“The Winchester monk himself seems to have crowed pretty loudly over it,” observed Mr. Hertford.

Æthelwold had the body of Birinus, which Hedda had buried simply and respectably, taken up and wrapped in sheets of silver and gold. He was also conveniently admonished by a dream to move the body of St. Swithun, and a curious Saxon account of this direction is extant.[64] The saint, in shining light and full canonicals, appeared to an old smith, and told him to send to Æthelwold to remove his bones.

“Oh! sire,” replied the smith, “he will not believe my word.”

“Then,” quoth the saint, “let him go to my burial-place and draw up a ring out of the coffin, and if the ring yields at the first tug then wot he of a truth that I sent thee to him.”

Miracles.

The smith was still afraid, but when the saint had appeared three times to him he went to the tomb and took hold of the ring, which came out of the stone at once. But it was some years after this, before the cures wrought led to Æthelwold’s translating the body. The bishop took it out of the “poor tomb,” where it had rested for 110 years, and had it placed in a sheet of gold. He made this translation the occasion for a great demonstration, by which a vast crowd of people was collected; and the relics which had produced nothing in the days of the secular canons, now, under the care of the monks became the source of countless miracles—not much to the credit of the latter custodians.

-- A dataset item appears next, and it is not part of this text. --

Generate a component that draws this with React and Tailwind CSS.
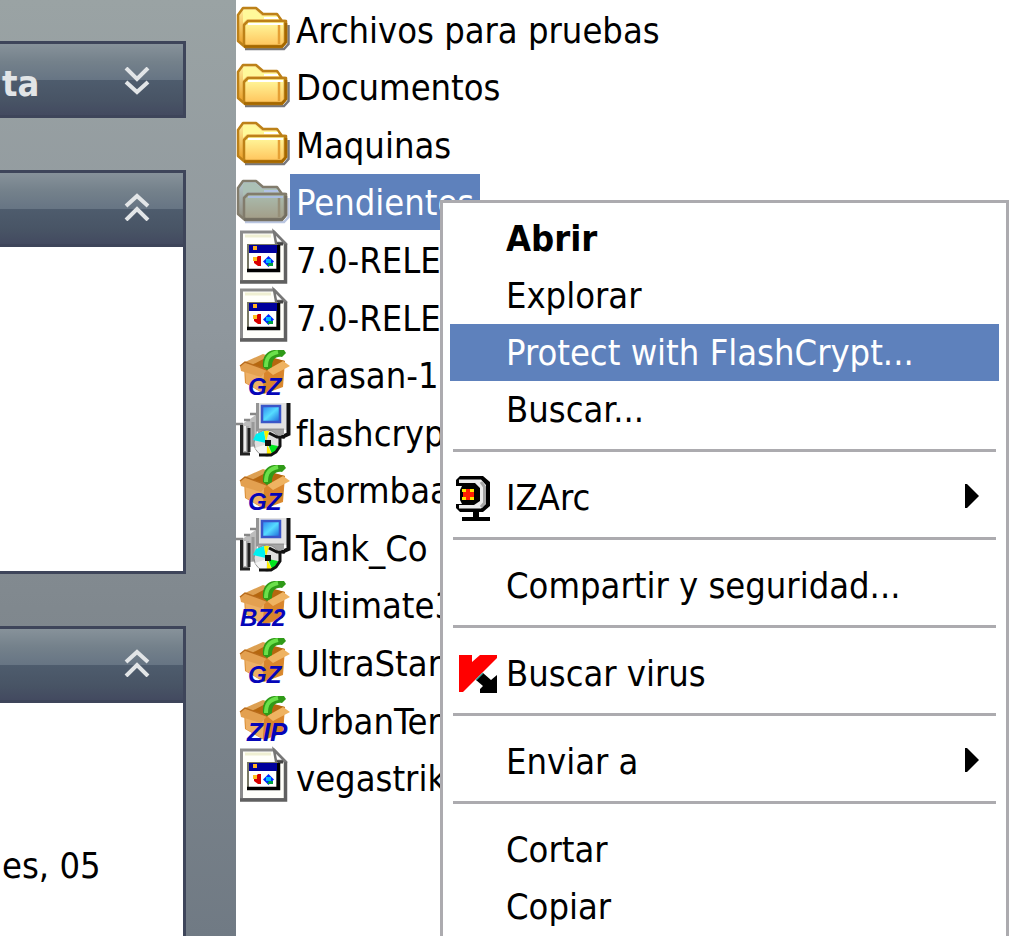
import React from "react";

function FolderIcon({ dim }) {
  const edge = dim ? "#827c6c" : "#bd8118";
  const dark = dim ? "#746f62" : "#a56800";
  const id = dim ? "dim" : "lit";
  return (
    <svg className="h-[58px] w-[54px] shrink-0 overflow-visible" viewBox="0 0 54 58" aria-hidden="true">
      <defs>
        <linearGradient id={`front-${id}`} x1="0" y1="0" x2="0" y2="1">
          <stop offset="0" stopColor={dim ? "#a9bcae" : "#fffba0"} />
          <stop offset="1" stopColor={dim ? "#a39d88" : "#ffc45c"} />
        </linearGradient>
        <linearGradient id={`side-${id}`} x1="0" y1="0" x2="0" y2="1">
          <stop offset="0" stopColor={dim ? "#b3c7cf" : "#ffeda0"} />
          <stop offset="1" stopColor={dim ? "#918c7b" : "#e89a20"} />
        </linearGradient>
      </defs>
      <path d="M9 48 H48 L52.500 43 V24" fill="none" stroke={dim ? "#a9b8da" : "#55555a"} strokeWidth="2.500" opacity="0.8" />
      <path d="M2 14 L7 7 H20 L27 13 H41 L46 20 H50 V41 L46 46 H9 L2 40 Z" fill={`url(#side-${id})`} stroke={edge} strokeWidth="2.500" strokeLinejoin="round" />
      <path d="M8 9 H19 L26 15 H41 L43 18 H11 L7 22 V10 Z" fill={dim ? "#abc0b6" : "#fff99a"} />
      <path d="M28 17 H42" stroke={dim ? "#b2c2e6" : "#fff"} strokeWidth="2" />
      <path d="M8 44 V24 L12 20 H49 V42 L46 45 H10 Z" fill={`url(#front-${id})`} stroke={edge} strokeWidth="2.500" strokeLinejoin="round" />
      <path d="M12 23 H47" stroke={dim ? "#abbde0" : "#fff"} strokeWidth="2" />
      <path d="M43 24 V43" stroke={dim ? "#968f78" : "#e5a035"} strokeWidth="2.500" />
      <path d="M8 45.500 H46 L50 41 V22" fill="none" stroke={dark} strokeWidth="2.500" />
    </svg>
  );
}

function ImageFileIcon() {
  return (
    <svg className="h-[58px] w-[54px] shrink-0 overflow-visible" viewBox="0 0 54 58" aria-hidden="true">
      <path d="M5.500 1 H38 L49.500 13 V50.500 H5.500 Z" fill="#fffffa" stroke="#8b8b8b" strokeWidth="3" />
      <path d="M49.500 13 V51 H4" fill="none" stroke="#606060" strokeWidth="3.500" />
      <path d="M9 5 H35" stroke="#efefd2" strokeWidth="3" />
      <path d="M38 1 L49 12 H40 Z" fill="#fff" stroke="#777" strokeWidth="2.500" />
      <path d="M41 13 H47" fill="none" stroke="#444" strokeWidth="3" />
      <rect x="12" y="14" width="29" height="25" fill="#fff" stroke="#777764" strokeWidth="2" />
      <path d="M42.500 14 V39.500 H11" fill="none" stroke="#000" strokeWidth="3.500" />
      <rect x="13" y="14" width="28" height="8" fill="#00009c" />
      <rect x="17" y="15" width="4" height="4" fill="#ffb020" />
      <path d="M18 29 L22 25 H25 V35 H22 L18 32 Z" fill="#d80000" />
      <rect x="17" y="26" width="4" height="4" fill="#ffc020" />
      <path d="M32.500 25 L38 30.500 L32.500 36 L27 30.500 Z" fill="#0028ff" />
      <rect x="30" y="28" width="5" height="4" fill="#00b8ff" />
      <path d="M33 32 H37 V35 H31 Z" fill="#00a040" />
    </svg>
  );
}

function ArchiveIcon({ kind }) {
  const x = { GZ: 12, BZ2: 4, ZIP: 11 }[kind];
  return (
    <svg className="h-[58px] w-[54px] shrink-0 overflow-visible" viewBox="0 0 54 58" aria-hidden="true">
      <path d="M8 20 L27 10 L49 15 L47 41 L28 48 L9 37 Z" fill="#da8c32" />
      <path d="M10 17 L27 9 L49 15 L31 25 Z" fill="#b5670f" />
      <path d="M9 16 L27 8 L33 10 L14 20 Z" fill="#dda052" />
      <path d="M9 22 L29 27 L27 47 L10 37 Z" fill="#edb066" />
      <path d="M28 27 L48 21 L46 40 L27 47 Z" fill="#d9852c" />
      <path d="M4 20 L9 16 L31 24 L25 31 L5 25 Z" fill="#e3a050" />
      <path d="M4 20 L9 16 L31 24" fill="none" stroke="#b96c1c" strokeWidth="1.500" />
      <path d="M31 24 L47 15 L54 20 L37 29 Z" fill="#efb361" />
      <path d="M27 21 C26 10 31 5 38 4 L48 4 L50 7 L46 11 C39 10 36 14 36 21 L31 24 Z" fill="#2f9a18" />
      <path d="M30 21 C30 12 33 8 42 6" fill="none" stroke="#6be04a" strokeWidth="4" />
      <text
        x={x}
        y="49"
        className={
          kind === "ZIP"
            ? "fill-[#0505b8] font-['Liberation_Sans',sans-serif] text-[26px] font-bold italic"
            : "fill-[#0505b8] font-['Liberation_Sans',sans-serif] text-[24px] font-bold italic"
        }
      >
        {kind}
      </text>
    </svg>
  );
}

function InstallerIcon() {
  return (
    <svg className="h-[58px] w-[54px] shrink-0 overflow-visible" viewBox="0 0 54 58" aria-hidden="true">
      <defs>
        <linearGradient id="screen" x1="0" y1="0" x2="1" y2="1">
          <stop offset="0" stopColor="#2f7ff0" />
          <stop offset="0.5" stopColor="#55dcff" />
          <stop offset="1" stopColor="#1c62d8" />
        </linearGradient>
      </defs>
      <path d="M6 20 L14 15 L21 10 V43 H6 Z" fill="#bdbdbd" />
      <path d="M0 20 H7 M8 16 H14 M14 10 H22" stroke="#888" strokeWidth="2.500" />
      <rect x="21" y="-1" width="30" height="27" fill="#e2e2e2" />
      <path d="M21.500 -1 V26 H48" fill="none" stroke="#959595" strokeWidth="3" />
      <rect x="26" y="2" width="18" height="16" fill="url(#screen)" stroke="#3a56c8" strokeWidth="2.500" />
      <path d="M52.500 -1 V30 L46 33" fill="none" stroke="#111" strokeWidth="4" />
      <rect x="22" y="26" width="26" height="5" fill="#a4a4a4" />
      <rect x="6" y="22" width="7" height="28" fill="#aaa" />
      <path d="M5.500 21 V50 H14 M13 24 V48" fill="none" stroke="#222" strokeWidth="3" />
      <path d="M9 22 V47" stroke="#eee" strokeWidth="2" />
      <path d="M17 18 V42" stroke="#999" strokeWidth="3" />
      <circle cx="31" cy="39" r="13" fill="#dedede" stroke="#8a8a8a" strokeWidth="1" />
      <path d="M30 39 L17 36 L20 30 L28 27 Z" fill="#00f0f0" />
      <path d="M30 38 L28 27 L33 27 Z" fill="#f5f000" />
      <path d="M32 40 L42 42 L40 48 L36 50 Z" fill="#00e51e" />
      <path d="M31 41 L36 50 L31 51 Z" fill="#fff000" />
      <path d="M31 40 L19 44 L24 50 L30 51 Z" fill="#f5f5f5" />
      <rect x="29" y="36" width="6" height="6" fill="#111" />
      <path d="M33 29 L41 33 H49 M44 34 V42 L40 48 L35 51 H23" fill="none" stroke="#111" strokeWidth="3" />
    </svg>
  );
}

function ClampIcon() {
  return (
    <svg className="h-[57px] w-14 shrink-0" viewBox="0 0 56 57" aria-hidden="true">
      <path d="M10 7 H33 L40 13 V37 L33 43 H10 L6 39 V35 H12 L10 31 V21 L12 17 H6 V11 Z" fill="#000" />
      <path d="M9 10.500 H31 L36 16 V35 L31 39.500 H9 V36 H24 L30 32 V19 L25 14 H9 Z" fill="#ececec" />
      <path d="M31 13 L34.500 18 V34 L31 38" fill="none" stroke="#a5a5a5" strokeWidth="3" />
      <rect x="13" y="20" width="11" height="11" fill="#ff1c00" />
      <path d="M12 20 H16 V23 H12 Z M20 20 H24 V23 H20 Z M12 28 H16 V31 H12 Z M20 28 H24 V31 H20 Z" fill="#ffe600" />
      <path d="M26 42 V49" stroke="#000" strokeWidth="6" />
      <path d="M12 50 H40" stroke="#000" strokeWidth="4" />
    </svg>
  );
}

function AntivirusIcon() {
  return (
    <svg className="h-[57px] w-14 shrink-0" viewBox="0 0 56 57" aria-hidden="true">
      <path d="M9 10 H22 V17 L30 10 H47 V13 L13 47 H9 Z" fill="#ff0000" />
      <path d="M26 35 L33 28 L41 35 L47 30 V48 H30 V44 L33 41 Z" fill="#000" />
      <path d="M26 35 L33 28" stroke="#3aa39b" strokeWidth="1.500" />
    </svg>
  );
}

function Chevrons({ up }) {
  return (
    <svg className="h-7 w-[26px]" viewBox="0 0 26 28" fill="none" stroke="#e2e5e7" strokeWidth="4" aria-hidden="true">
      {up ? (
        <path d="M2 13 L13 3 L24 13 M2 27 L13 16 L24 27" />
      ) : (
        <path d="M2 1 L13 12 L24 1 M2 15 L13 25 L24 15" />
      )}
    </svg>
  );
}

function PanelHeader({ title, up }) {
  return (
    <button
      type="button"
      aria-label={title ? undefined : "Contraer panel"}
      className={`flex h-[77px] w-full items-center justify-between border-t-3 border-r-3 border-b-3 border-[#3e455a] bg-[linear-gradient(#87929a_0%,#74818b_25%,#677584_50%,#4e5c6d_51%,#485465_80%,#434a60_100%)] pr-[33px] pl-[2px] ${up ? "pb-1" : "pt-[2px]"}`}
    >
      <span className="pt-[6px] font-bold text-[#e2e5e7]">{title}</span>
      <Chevrons up={up} />
    </button>
  );
}

const files = [
  ["Archivos para pruebas", <FolderIcon />],
  ["Documentos", <FolderIcon />],
  ["Maquinas", <FolderIcon />],
  ["Pendientes", <FolderIcon dim />, true],
  ["7.0-RELE", <ImageFileIcon />],
  ["7.0-RELE", <ImageFileIcon />],
  ["arasan-1", <ArchiveIcon kind="GZ" />],
  ["flashcryp", <InstallerIcon />],
  ["stormbaa", <ArchiveIcon kind="GZ" />],
  ["Tank_Co", <InstallerIcon />],
  ["Ultimate3", <ArchiveIcon kind="BZ2" />],
  ["UltraStar", <ArchiveIcon kind="GZ" />],
  ["UrbanTer", <ArchiveIcon kind="ZIP" />],
  ["vegastrik", <ImageFileIcon />],
];

function MenuItem({ label, icon, bold, active, submenu }) {
  return (
    <button
      type="button"
      role="menuitem"
      className={`flex h-[57px] w-full shrink-0 items-center pr-5 text-left ${active ? "bg-[#5e81bc] text-white" : ""} ${bold ? "font-bold" : ""}`}
    >
      {icon || <span className="w-14 shrink-0" />}
      <span className="grow whitespace-nowrap">{label}</span>
      {submenu && (
        <svg className="mb-1 h-6 w-[14px]" viewBox="0 0 14 24" aria-hidden="true">
          <path d="M0 0 H2 L14 12 L2 24 H0 Z" />
        </svg>
      )}
    </button>
  );
}

function Separator() {
  return <div role="separator" className="mx-[3px] mt-[11px] mb-[17px] h-[3px] shrink-0 bg-[#acabaf]" />;
}

export default function App() {
  return (
    <div className="relative flex min-h-screen overflow-hidden bg-white font-['DejaVu_Sans_Condensed','Noto_Sans',sans-serif] text-[36px] leading-[42px] text-black [font-variant-ligatures:none]">
      <aside className="flex w-[236px] shrink-0 flex-col gap-[52px] bg-[linear-gradient(#9aa3a4,#8f979d_35%,#80888e_65%,#707a84)] pt-[41px] pr-[50px]">
        <PanelHeader title="ta" />
        <section>
          <PanelHeader up />
          <div className="h-[327px] border-r-3 border-b-3 border-[#3e455a] bg-white" />
        </section>
        <section className="flex grow flex-col">
          <PanelHeader up />
          <div className="grow border-r-3 border-[#3e455a] bg-white pt-[142px] pl-[2px]">
            <p>es, 05</p>
          </div>
        </section>
      </aside>

      <main className="min-w-0 grow">
        <ul className="grid h-[807px] auto-rows-fr pt-px">
          {files.map(([name, icon, selected], i) => (
            <li key={i} className="flex min-h-0 items-center">
              {icon}
              <span
                className={`px-[6px] pt-[2px] leading-[54px] whitespace-nowrap ${selected ? "bg-[#5e81bc] text-white" : ""}`}
              >
                {name}
              </span>
            </li>
          ))}
        </ul>
      </main>

      <div
        role="menu"
        className="absolute top-[200px] bottom-0 left-[440px] flex w-[569px] flex-col overflow-hidden border-3 border-b-0 border-[#acabaf] bg-white px-[7px] pt-[7px]"
      >
        <MenuItem label="Abrir" bold />
        <MenuItem label="Explorar" />
        <MenuItem label="Protect with FlashCrypt..." active />
        <MenuItem label="Buscar..." />
        <Separator />
        <MenuItem label="IZArc" icon={<ClampIcon />} submenu />
        <Separator />
        <MenuItem label="Compartir y seguridad..." />
        <Separator />
        <MenuItem label="Buscar virus" icon={<AntivirusIcon />} />
        <Separator />
        <MenuItem label="Enviar a" submenu />
        <Separator />
        <MenuItem label="Cortar" />
        <MenuItem label="Copiar" />
      </div>
    </div>
  );
}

Within the ten days succeeding its removal, two hundred persons were healed, and afterwards sometimes eighteen a day. The graveyard was so covered with the diseased lying about that it was almost impossible to reach the church.

“I should not have attempted it,” interposed Mr. Hertford.

“Well; it would have been worth seeing,” I replied, “for it was hung round from one end to the other with crutches and cripples’ stools, and even so they could not put half of them up.”

“It is difficult to suppose,” said Mr. Hertford, thoughtfully, “that all the money that was given for pretended miracles was paid for nothing. Persons whose constitutions or disorders were of a nervous character probably received some benefit. Their spirits would be raised by their anticipations and the brilliance of the scene. Some recovered from natural causes, and those who grew worse soon died, or were not inclined to be profane in their sufferings. You remember the remark of Diogenes?”

“I have read some things he said,” I returned, “and some attributed to him which he did not say.”